Pull out every line from the listing that has the word "page".

☆ ☆ ☆ ☆

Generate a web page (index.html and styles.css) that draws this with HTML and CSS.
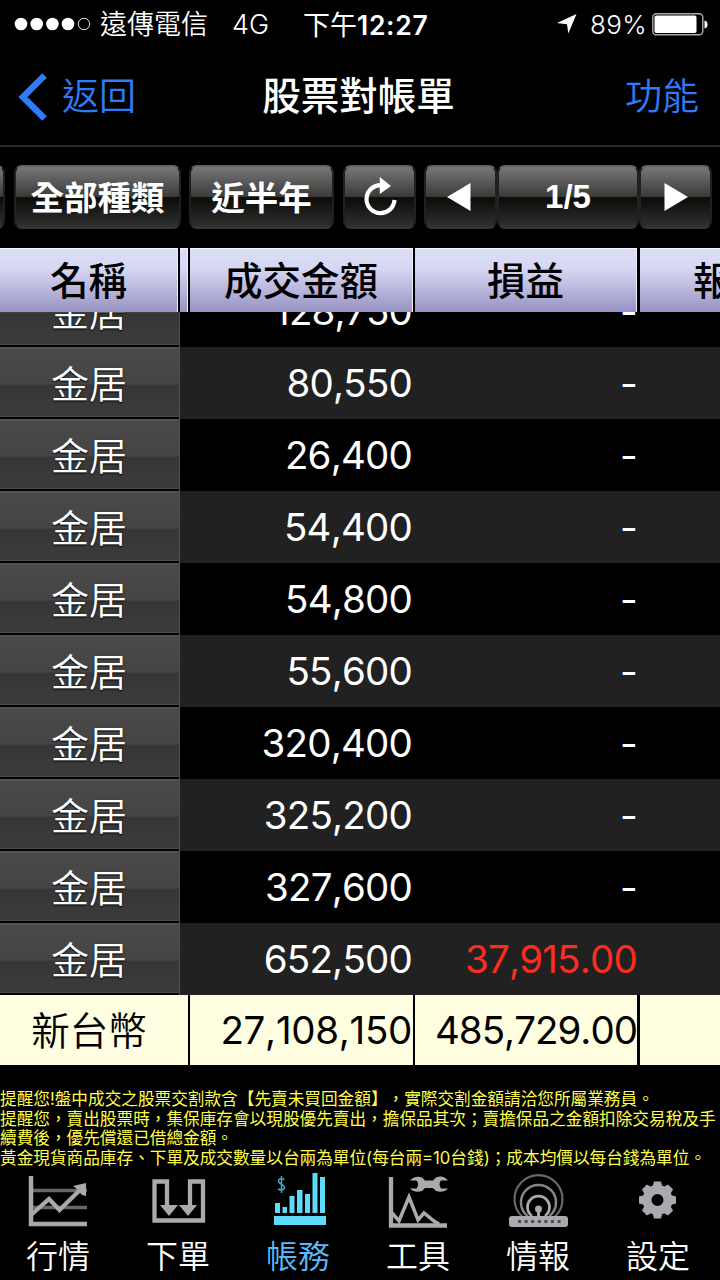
FILE: index.html
```html
<!DOCTYPE html>
<html lang="zh-TW">
<head>
<meta charset="utf-8">
<title>股票對帳單</title>
<link rel="stylesheet" href="styles.css">
</head>
<body>
<div class="screen">
  <div class="status">
    <svg class="signal" width="78" height="14" viewBox="0 0 78 14"><g fill="#fff"><circle cx="7" cy="7" r="6.3"/><circle cx="22.7" cy="7" r="6.3"/><circle cx="38.4" cy="7" r="6.3"/><circle cx="54" cy="7" r="6.3"/></g><circle cx="70" cy="7" r="5.7" fill="none" stroke="#ddd" stroke-width="1"/></svg>
    <span class="carrier">遠傳電信</span>
    <span class="network">4G</span>
    <span class="time">下午<b>12:27</b></span>
    <svg class="location" width="22" height="22" viewBox="0 0 22 22"><path d="M20.500 1 12.300 20.500 11 11.200 1 10Z" fill="#fff"/></svg>
    <span class="percent">89%</span>
    <svg class="battery" width="57" height="23" viewBox="0 0 57 23"><rect x=".8" y=".8" width="50" height="21" rx="3.5" fill="none" stroke="#aaa" stroke-width="1.4"/><rect x="2.5" y="2.6" width="42" height="17.4" rx="1.8" fill="#fff"/><path d="M52.5 7.5q3 .5 3 4t-3 4Z" fill="#fff"/></svg>
  </div>

  <div class="navbar">
    <div class="back"><svg width="30" height="48" viewBox="0 0 30 48"><path d="M27.500 2.500 6 24l21.500 21.500" fill="none" stroke="#2f7cf8" stroke-width="6.500"/></svg><span>返回</span></div>
    <div class="title">股票對帳單</div>
    <div class="action">功能</div>
  </div>

  <div class="toolbar">
    <div class="btn edge"></div>
    <div class="btn kind">全部種類</div>
    <div class="btn range">近半年</div>
    <div class="btn reload"><svg width="38" height="44" viewBox="0 0 38 44"><path d="M20.500 10.200A14 14 0 1 0 33.500 25" fill="none" stroke="#fff" stroke-width="4.200"/><path d="M18.800 2v17L30 11Z" fill="#fff"/></svg></div>
    <div class="btn prev"><svg width="24" height="28" viewBox="0 0 24 28"><path d="M23.500 0v28L0 14Z" fill="#fff"/></svg></div>
    <div class="btn page">1/5</div>
    <div class="btn next"><svg width="24" height="28" viewBox="0 0 24 28"><path d="M.5 0v28L24 14Z" fill="#fff"/></svg></div>
  </div>

  <div class="table">
    <div class="head">
      <div class="cell h-name">名稱</div><div class="cell h-gap"></div><div class="cell">成交金額</div><div class="cell">損益</div><div class="cell h-report">報</div>
    </div>
    <div class="body">
      <div class="row"><div class="name">金居</div><div class="num">128,750</div><div class="num">-</div></div>
      <div class="row alt"><div class="name">金居</div><div class="num">80,550</div><div class="num">-</div></div>
      <div class="row"><div class="name">金居</div><div class="num">26,400</div><div class="num">-</div></div>
      <div class="row alt"><div class="name">金居</div><div class="num">54,400</div><div class="num">-</div></div>
      <div class="row"><div class="name">金居</div><div class="num">54,800</div><div class="num">-</div></div>
      <div class="row alt"><div class="name">金居</div><div class="num">55,600</div><div class="num">-</div></div>
      <div class="row"><div class="name">金居</div><div class="num">320,400</div><div class="num">-</div></div>
      <div class="row alt"><div class="name">金居</div><div class="num">325,200</div><div class="num">-</div></div>
      <div class="row"><div class="name">金居</div><div class="num">327,600</div><div class="num">-</div></div>
      <div class="row alt"><div class="name">金居</div><div class="num">652,500</div><div class="num gain">37,915.00</div></div>
    </div>
    <div class="foot">
      <div class="cell f-name">新台幣</div><div class="cell num f-amount">27,108,150</div><div class="cell num f-profit">485,729.00</div><div class="cell"></div>
    </div>
  </div>

  <div class="notes">
    <p>提醒您!盤中成交之股票交割款含【先賣未買回金額】，實際交割金額請洽您所屬業務員。</p>
    <p>提醒您，賣出股票時，集保庫存會以現股優先賣出，擔保品其次；賣擔保品之金額扣除交易稅及手</p>
    <p>續費後，優先償還已借總金額。</p>
    <p>黃金現貨商品庫存、下單及成交數量以台兩為單位(每台兩=10台錢)；成本均價以每台錢為單位。</p>
  </div>

  <div class="tabs">
    <div class="tab"><svg width="60" height="54" viewBox="0 0 60 54"><g fill="none" stroke="#66666a" stroke-width="3.600"><path d="M3 18.500H59M3 35.500H59"/></g><g fill="none" stroke="#aaaaae"><path d="M3 4v48h56" stroke-width="4.500"/><path d="M3 43 21 27l10.500 11L54 16" stroke-width="4.200"/></g><path d="M45 14 58 11v13l-4-1-5-6Z" fill="#aaaaae"/></svg><span>行情</span></div>
    <div class="tab"><svg width="60" height="54" viewBox="0 0 60 54"><path d="M19 38V9.500H6.500v39H55V9.500H42v28.500" fill="none" stroke="#aaaaae" stroke-width="4.300"/><path d="M12 33h18l-9 11ZM31 33h18l-9 11Z" fill="#aaaaae"/></svg><span>下單</span></div>
    <div class="tab active"><svg width="60" height="54" viewBox="0 0 60 54"><path d="M6 44h52v9H6ZM7 31h5v10H7ZM14.500 35h4.500v6h-4.500ZM21.500 24h5v17h-5ZM29 18h5.500v23H29ZM37 22h5v19h-5ZM44.500 1h5v40h-5ZM52 5h5v36h-5Z" fill="#5edbf8"/><path d="M16.500 7.500q-6-2-6 1.800c0 2.500 6 3 6 6.200 0 3-4.500 2.500-6.500 1.500M13.500 4v17" fill="none" stroke="#42a8c4" stroke-width="1.500"/></svg><span>帳務</span></div>
    <div class="tab"><svg width="60" height="54" viewBox="0 0 60 54"><path d="M3 5v48.500h56" fill="none" stroke="#aaaaae" stroke-width="4.300"/><path d="m4 41 7 8 10-24 9 23 6-7 10 8 5 3" fill="none" stroke="#aaaaae" stroke-width="3.500"/><path d="M22 8.500Q27 3 34 5.500l3 3h8l3-3q7-3 12 3h-7q-3 3.500 0 8h7q-5 5-12 2.500l-3-3h-8l-3 3q-7 2.500-12-2.500h6.500q3-4 0-8Z" fill="#aaaaae"/></svg><span>工具</span></div>
    <div class="tab"><svg width="60" height="54" viewBox="0 0 60 54"><g fill="none"><path d="M14.500 45a24 24 0 1 1 32 0" stroke="#68686a" stroke-width="2.200"/><path d="M19.500 44a17.500 17.500 0 1 1 22 0" stroke="#858588" stroke-width="2.500"/><path d="M24 44a11 11 0 1 1 13 0" stroke="#aaaaae" stroke-width="2.700"/></g><circle cx="30.500" cy="37" r="3.500" fill="#aaaaae"/><path d="M29 37h3v10h-3Z" fill="#aaaaae"/><rect x="1" y="44" width="59" height="11" rx="3" fill="#aaaaae"/><path d="M10 49.500h43" stroke="#4c4c50" stroke-width="3" stroke-dasharray="3 3.600"/></svg><span>情報</span></div>
    <div class="tab"><svg width="60" height="54" viewBox="0 0 60 54"><g fill="#aaaaae" transform="translate(29.500 28)"><path id="tooth" d="M-5.500-11-3.500-18.500h7l2 7.500Z"/><use href="#tooth" transform="rotate(45)"/><use href="#tooth" transform="rotate(90)"/><use href="#tooth" transform="rotate(135)"/><use href="#tooth" transform="rotate(180)"/><use href="#tooth" transform="rotate(225)"/><use href="#tooth" transform="rotate(270)"/><use href="#tooth" transform="rotate(315)"/></g><circle cx="29.500" cy="28" r="10.500" fill="none" stroke="#aaaaae" stroke-width="9"/></svg><span>設定</span></div>
  </div>
</div>
</body>
</html>
```
FILE: styles.css
```css
* { box-sizing: border-box; }
body { margin: 0; background: #000; }
.screen {
  width: 720px; height: 1280px; overflow: hidden;
  display: flex; flex-direction: column;
  background: #000; color: #fff;
  font-family: Inter, "Noto Sans CJK TC", sans-serif;
  font-weight: 400;
  white-space: nowrap;
}
svg { display: block; flex: none; overflow: visible; }

.status { height: 48px; display: flex; align-items: center; padding-left: 14px; font-size: 27px; line-height: 48px; }
.status span { padding-top: 2px; }
.carrier { margin-left: 8px; width: 132px; font-weight: 350; }
.network { width: 71px; font-weight: 300; }
.time { width: 253px; }
.time b { font-weight: 600; font-size: 26.5px; letter-spacing: .7px; }
.location { width: 22px; }
.percent { margin-left: 12px; width: 62px; font-size: 26px; font-weight: 300; letter-spacing: .3px; }

.navbar { height: 99px; flex: none; display: grid; grid-template-columns: 200px 1fr 200px; align-items: center; border-bottom: 2px solid #292929; font-size: 37px; line-height: 97px; }
.back { display: flex; align-items: center; gap: 15px; padding-left: 17px; color: #2f7cf8; font-weight: 350; }
.title { text-align: center; font-weight: 500; font-size: 38.5px; padding-right: 3px; }
.action { text-align: right; color: #2f7cf8; padding-right: 21px; font-weight: 350; }

.toolbar { height: 101px; flex: none; display: flex; padding-top: 18px; font-size: 33.5px; font-weight: 700; }
.btn {
  height: 64px; display: flex; align-items: center; justify-content: center;
  border: 2px solid #202020; border-top-color: #626262; border-bottom-color: #353535; border-radius: 8px;
  background: linear-gradient(#777 0%, #3b3b3b 49%, #0c0d09 51%, #10100d 58%, #303030 100%);
}
.edge { width: 16px; margin: 0 9px 0 -11px; }
.kind { width: 167px; margin-right: 8px; padding-bottom: 3px; }
.range { width: 145px; margin-right: 9px; padding-bottom: 3px; }
.reload { width: 73px; margin-right: 8px; }
.prev { width: 73px; padding-right: 4px; }
.page { width: 142px; font-family: "Liberation Sans", sans-serif; font-size: 33px; }
.next { width: 73px; }

.head, .foot { display: grid; position: relative; z-index: 1; background: #000; }
.head { height: 64px; grid-template-columns: 178px 8px 223px 222px 81px; column-gap: 2px; font-size: 38.5px; font-weight: 500; line-height: 63px; color: #000; }
.head .cell { height: 64px; padding-top: 1px; text-align: center; border-top: 1px solid #f4f4ff; border-right: 1px solid #eeeeff; background: linear-gradient(#dddff8, #d6d8f3 30%, #b9b6dc 65%, #9692c2); }
.head .h-report { text-align: left; padding-left: 53px; margin-left: 1px; overflow: hidden; border-right: 0; }
.body { height: 683px; overflow: hidden; display: flex; flex-direction: column; justify-content: flex-end; }
.row { height: 72px; flex: none; display: grid; grid-template-columns: 180px 233px 225px 1fr; line-height: 72px; }
.row.alt { background: #212121; }
.name { height: 72px; text-align: center; padding-right: 1px; font-size: 38px; font-weight: 350; line-height: 74px; background: linear-gradient(#555 0 1px, #494949 2px, #454545 37px, #373737 38px, #3b3b3b 69px, #4a4a4a 69px 70px, #000 70px); border-right: 1px solid #505050; text-shadow: 0 1px 2px #000; }
.num { text-align: right; font-size: 38.5px; font-weight: 400; font-kerning: none; font-feature-settings: "calt" 0; letter-spacing: -.8px; padding-right: 1px; }
.gain { color: #fa2d20; }
.foot { height: 70px; grid-template-columns: 188px 223px 222px 81px; column-gap: 2px; color: #000; line-height: 71px; }
.foot .cell { height: 70px; background: #fffee1; }
.foot .cell:last-child { margin-left: 1px; }
.foot .f-amount { letter-spacing: -.3px; }
.foot .f-profit { letter-spacing: -1px; padding-right: 0; }
.f-name { text-align: center; font-size: 38.5px; font-weight: 350; line-height: 73px; padding-right: 10px; }

.notes { height: 107px; flex: none; padding-top: 25px; color: #ffff4c; font-size: 16.65px; line-height: 19.5px; text-spacing-trim: space-all; }
.notes p { margin: 0; height: 19.5px; }

.tabs { display: flex; margin-left: -2px; }
.tab { width: 120px; flex: none; display: flex; flex-direction: column; align-items: center; font-size: 32px; font-weight: 350; line-height: 46px; }
.tab span { margin-top: 8px; }
.tab.active { color: #5cb9f9; }
```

☆ ☆ ☆ ☆

- Result
Generate a web page (index.html and styles.css) that draws this with HTML and CSS.
    <div class="btn page">1/5</div>
.page { width: 142px; font-family: "Liberation Sans", sans-serif; font-size: 33px; }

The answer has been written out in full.